Pro-Assad forces celebrated in southern Syria on Saturday, raising regime flags at the Nassib border crossing with Jordan for the first time since 2015.

Meanwhile, about 320,000 people — displaced since June 19 by the pro-Assad ground assaults and Russian and regime bombing of Daraa Province — are considering whether to return to their homes.

On Friday, rebels in most of Daraa, where the Syrian uprising began in March 2011, agreed a surrender with Russian officers. They will give up their heavy weapons in return for a Russian guarantee of the safe return of the displaced.

See Syria Daily, July 7: Rebels Agree to Surrender Deal in South

The regime hosted a media tour of the Naseeb crossing yesterday, with photos of Bashar al-Assad placed on a checkpoint at the entrance. Dozen of regime soldiers, accompanied by Russian military police and armored vehicles with the Russian flag, were on patrol.

A convoy of tanks and vehicles, with hundreds of forces and regime flags, appeared to be moving towards western Daraa Province, where the opposition still holds several towns. A commander said, “I believe they will decide to return to the state’s embrace, and if they are late in doing so, then we are ready to end it militarily.”

“Russia and Regime Offer No Safety”

Unconfirmed claims said about 28,000 people are returning to homes in eastern Daraa Province, and Jordanian army and civilian medical workers on the border — where about 60,000 are gathered — reported a sharp drop in the number of cases they received after the announcement of Friday’s capitulation deal.

But many of those in makeshift camps showed no intention of returning.

Umm Abdul Salam fled with her husband, son, and daughter when the village of Hirak was bombed last week. “For God’s sake, let us in. We don’t want food or water and we just want safety,” she pleaded to Jordanian troops at the Jaber crossing.

“There is no word of what happened to the people who returned yesterday,” she said. “Many families who returned to their areas have been killed by the regime and the militias even after four or five months.”
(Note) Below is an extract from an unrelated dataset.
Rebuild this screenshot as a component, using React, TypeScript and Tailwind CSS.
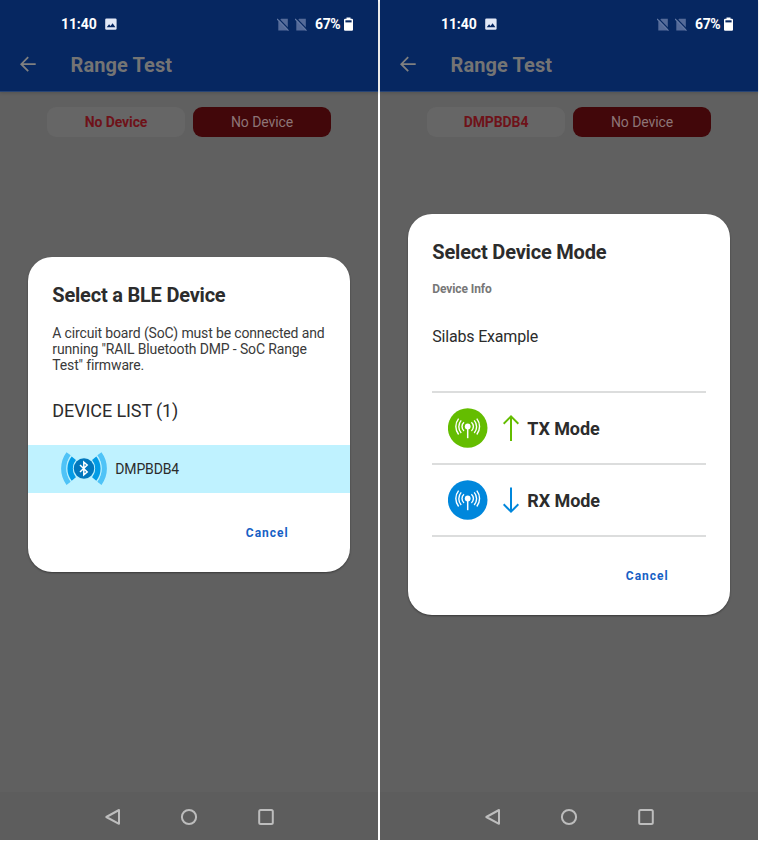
import type { ReactNode } from "react";

function StatusBar() {
  return (
    <div className="flex h-[48px] items-center pl-[61px] text-[14px] leading-[16px] font-medium text-white">
      <span className="w-[44px] font-bold tracking-[-0.1px] whitespace-nowrap">11:40</span>
      <svg className="h-[12px] w-[12px]" viewBox="0 0 12 12">
        <rect x="0.2" y="0.5" width="11.4" height="11.2" rx="1.3" fill="#e3e9f7" />
        <path d="M1.7 9.2 4.1 6.3 5.5 8 7.6 5.2 10.4 9.2Z" fill="#062761" />
      </svg>
      <div className="ml-[160px] flex w-[38px] gap-[6px]">
        <NoSim />
        <NoSim />
      </div>
      <span className="w-[29px] font-bold tracking-[-0.4px] whitespace-nowrap">67%</span>
      <svg className="h-[14px] w-[9px]" viewBox="0 0 9 14">
        <path d="M2.5 0.5h4v1.3h1.4q1.1 0 1.1 1.1v9.8q0 1.1-1.1 1.1H1.100Q0 13.8 0 12.7V2.900q0-1.100 1.100-1.100h1.400Z" fill="#fff" />
        <path d="M1.400 3.300h6.200v2.100H1.400Z" fill="#062761" />
      </svg>
    </div>
  );
}

function NoSim() {
  return (
    <svg className="h-[13px] w-[12px] shrink-0" viewBox="0 0 12 13">
      <path d="M4.2 0.7h6.6v11.800H1.300V3.600Z" fill="#556b99" />
      <path d="M1.300 0.400 12.300 11.800" stroke="#062761" strokeWidth="1.3" />
      <path d="M0.100 1 11.500 12.600" stroke="#6479a4" strokeWidth="1.100" />
    </svg>
  );
}

function NavBar() {
  return (
    <div className="flex h-[48px] items-center bg-[#5d5d5d] pt-px pl-[104px]">
      <svg className="h-[18px] w-[180px]" viewBox="0 0 180 18" fill="none" stroke="#bdbdbd" strokeWidth="2" strokeLinejoin="round">
        <path d="M15 2v13.800L2.300 9Z" />
        <circle cx="85" cy="9" r="7.100" />
        <rect x="155.200" y="2" width="13.600" height="14" rx="1.500" />
      </svg>
    </div>
  );
}

function Phone({ device, children }: { device: string; children: ReactNode }) {
  return (
    <div className="relative flex h-[840px] w-[378px] shrink-0 flex-col bg-[#606060]">
      <header className="h-[92px] border-b border-[#274474] bg-[#062761] shadow-[0_1px_3px_rgba(0,0,0,0.15)]">
        <StatusBar />
        <div className="flex h-[34px] items-center pl-[20px]">
          <svg className="mr-[34.5px] h-[18px] w-[16px]" viewBox="0 0 16 18" fill="none" stroke="#808080" strokeWidth="1.8">
            <path d="M15.700 8.200H1.200M8.200 1.200 1.200 8.200l7 7" />
          </svg>
          <h1 className="text-[20px] font-bold tracking-[0.1px] whitespace-nowrap text-[#747474]">Range Test</h1>
        </div>
      </header>
      <div className="flex flex-1 items-start gap-[8px] pt-[15px] pl-[46.5px] text-[14px] leading-[31px]">
        <div className="h-[30px] w-[138px] rounded-[9px] bg-[#666666] pl-px text-center font-bold tracking-[-0.1px] text-[#6e1219]">{device}</div>
        <div className="h-[30px] w-[138px] rounded-[9px] bg-[#42070a] pl-px text-center tracking-[-0.1px] text-[#8d7577]">No Device</div>
      </div>
      <NavBar />
      {children}
    </div>
  );
}

function BluetoothIcon() {
  return (
    <svg className="h-[34px] w-[48px]" viewBox="0 0 48 34" fill="none">
      <g stroke="#4fc3f7" strokeWidth="5.2">
        <path d="M8.600 1.800A24.800 24.800 0 0 0 8.600 31.400" />
        <path d="M39.400 1.800A24.800 24.800 0 0 1 39.400 31.400" />
      </g>
      <g stroke="#b9effd" strokeWidth="6.5">
        <path d="M13.500 5.700A17.800 17.800 0 0 0 13.500 27.500" />
        <path d="M34.500 5.700A17.800 17.800 0 0 1 34.500 27.500" />
      </g>
      <g stroke="#039be5" strokeWidth="5.400">
        <path d="M13.800 6.200A16.500 16.500 0 0 0 13.800 27" />
        <path d="M34.200 6.200A16.500 16.500 0 0 1 34.200 27" />
      </g>
      <circle cx="24" cy="16.500" r="10.900" fill="#b9effd" />
      <circle cx="24" cy="16.500" r="10.200" fill="#0277bd" />
      <path d="M20 13 27.200 20 23.800 22.800V10.200L27.200 13 20 20" stroke="#fff" strokeWidth="1.500" />
    </svg>
  );
}

function ModeRow({ label, color, down }: { label: string; color: string; down?: boolean }) {
  return (
    <div className="flex h-[72px] items-center border-b-2 border-[#dcdddd] pl-[16px]">
      <svg className="h-[40px] w-[40px]" viewBox="0 0 40 40" fill="none" stroke="#fff">
        <circle cx="19.700" cy="20" r="19.800" fill={color} stroke="none" />
        <circle cx="19.700" cy="18.500" r="2.900" fill="#fff" stroke="none" />
        <path d="M19.700 19v11.200" strokeWidth="1.500" />
        <g strokeWidth="1.400">
          <path d="M16 14.300a5.600 5.600 0 0 0 0 8.600M23.400 14.300a5.600 5.600 0 0 1 0 8.600" />
          <path d="M13.200 12.400a9.500 9.500 0 0 0 0 12.600M26.200 12.400a9.500 9.500 0 0 1 0 12.600" />
          <path d="M10.600 10.600a12.800 12.800 0 0 0 0 15.900M28.800 10.600a12.800 12.800 0 0 1 0 15.900" />
        </g>
      </svg>
      <svg className="ml-[15px] h-[28px] w-[16px]" viewBox="0 0 16 28" fill="none" stroke={color} strokeWidth="2">
        <path d={down ? "M8 1.500v24M.6 18.300 8 25.700l7.400-7.400" : "M8 27V2M.6 9.700 8 2.300l7.400 7.400"} />
      </svg>
      <span className="ml-[8px] pt-[2px] text-[18px] font-bold tracking-[-0.07px] whitespace-nowrap">{label}</span>
    </div>
  );
}

const dialogClass =
  "ml-[28.3px] w-[321.4px] overflow-hidden rounded-[24px] bg-white text-[#2c2c2c] shadow-[0_1px_2px_rgba(0,0,0,0.4)]";

export default function App() {
  return (
    <main className="flex h-[841px] w-[759px] gap-[2px] overflow-hidden bg-white font-['Roboto',sans-serif]">
      <Phone device="No Device">
        <div className="absolute inset-0 pt-[256.7px]">
          <section className={`${dialogClass} h-[315.6px]`}>
            <div className="px-[24px] pt-[26px]">
              <h2 className="text-[20px] leading-[24px] font-bold tracking-[-0.21px] whitespace-nowrap">Select a BLE Device</h2>
              <p className="mt-[18px] text-[14px] leading-[16px] tracking-[-0.145px] whitespace-nowrap text-[#3a3a3a]">
                A circuit board (SoC) must be connected and
                <br />
                running "RAIL Bluetooth DMP - SoC Range
                <br />
                Test" firmware.
              </p>
              <h3 className="mt-[26px] text-[18px] leading-[24px] tracking-[-0.1px] whitespace-nowrap">DEVICE LIST (1)</h3>
            </div>
            <div className="mt-[22px] flex h-[48px] items-center bg-[#bff2ff] pl-[32px] text-[14px]">
              <BluetoothIcon />
              <span className="ml-[7px] pt-[2px] tracking-[-0.15px] whitespace-nowrap">DMPBDB4</span>
            </div>
            <button className="mt-[32.500px] ml-[217.500px] block text-[12px] leading-[16px] font-bold tracking-[1px] text-[#1660c5]">Cancel</button>
          </section>
        </div>
      </Phone>
      <Phone device="DMPBDB4">
        <div className="absolute inset-0 pt-[213.7px]">
          <section className={`${dialogClass} h-[401.6px]`}>
            <div className="px-[24px] pt-[26px]">
              <h2 className="text-[20px] leading-[24px] font-bold tracking-[-0.19px] whitespace-nowrap">Select Device Mode</h2>
              <p className="mt-[17px] text-[12px] leading-[16px] font-bold tracking-[-0.1px] whitespace-nowrap text-[#777777]">Device Info</p>
              <p className="mt-[30px] text-[16px] leading-[20px] tracking-[-0.19px] whitespace-nowrap">Silabs Example</p>
              <div className="mt-[44px] border-t-2 border-[#dcdddd]">
                <ModeRow label="TX Mode" color="#64bd00" />
                <ModeRow label="RX Mode" color="#0087dc" down />
              </div>
            </div>
            <button className="mt-[31.500px] ml-[217.500px] block text-[12px] leading-[16px] font-bold tracking-[1px] text-[#1660c5]">Cancel</button>
          </section>
        </div>
      </Phone>
    </main>
  );
}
About 160,000 people have gathered near the Israeli-occupied Golan Heights. Both Jordan and Israel are denying entry, although the Israeli Defense Forces have been providing humanitarian assistance such as food, medicine, and clothes.

Osama al-Homsi, 26, said he was hesitant to return to his hometown of Jeeza:

Of course I support the agreement to stop the fighting and bloodshed. “But what is frightening is that it comes with no UN guarantees….The Russian and the Syrian regime offer no safety….[Only] if we are guaranteed that no one will pursue us, will we want to return.

After past recaptures of opposition territory, such as eastern Aleppo city in December 2016 and East Ghouta near Damascus in April, regime forces have abducted, detained, and forcibly conscripted residents.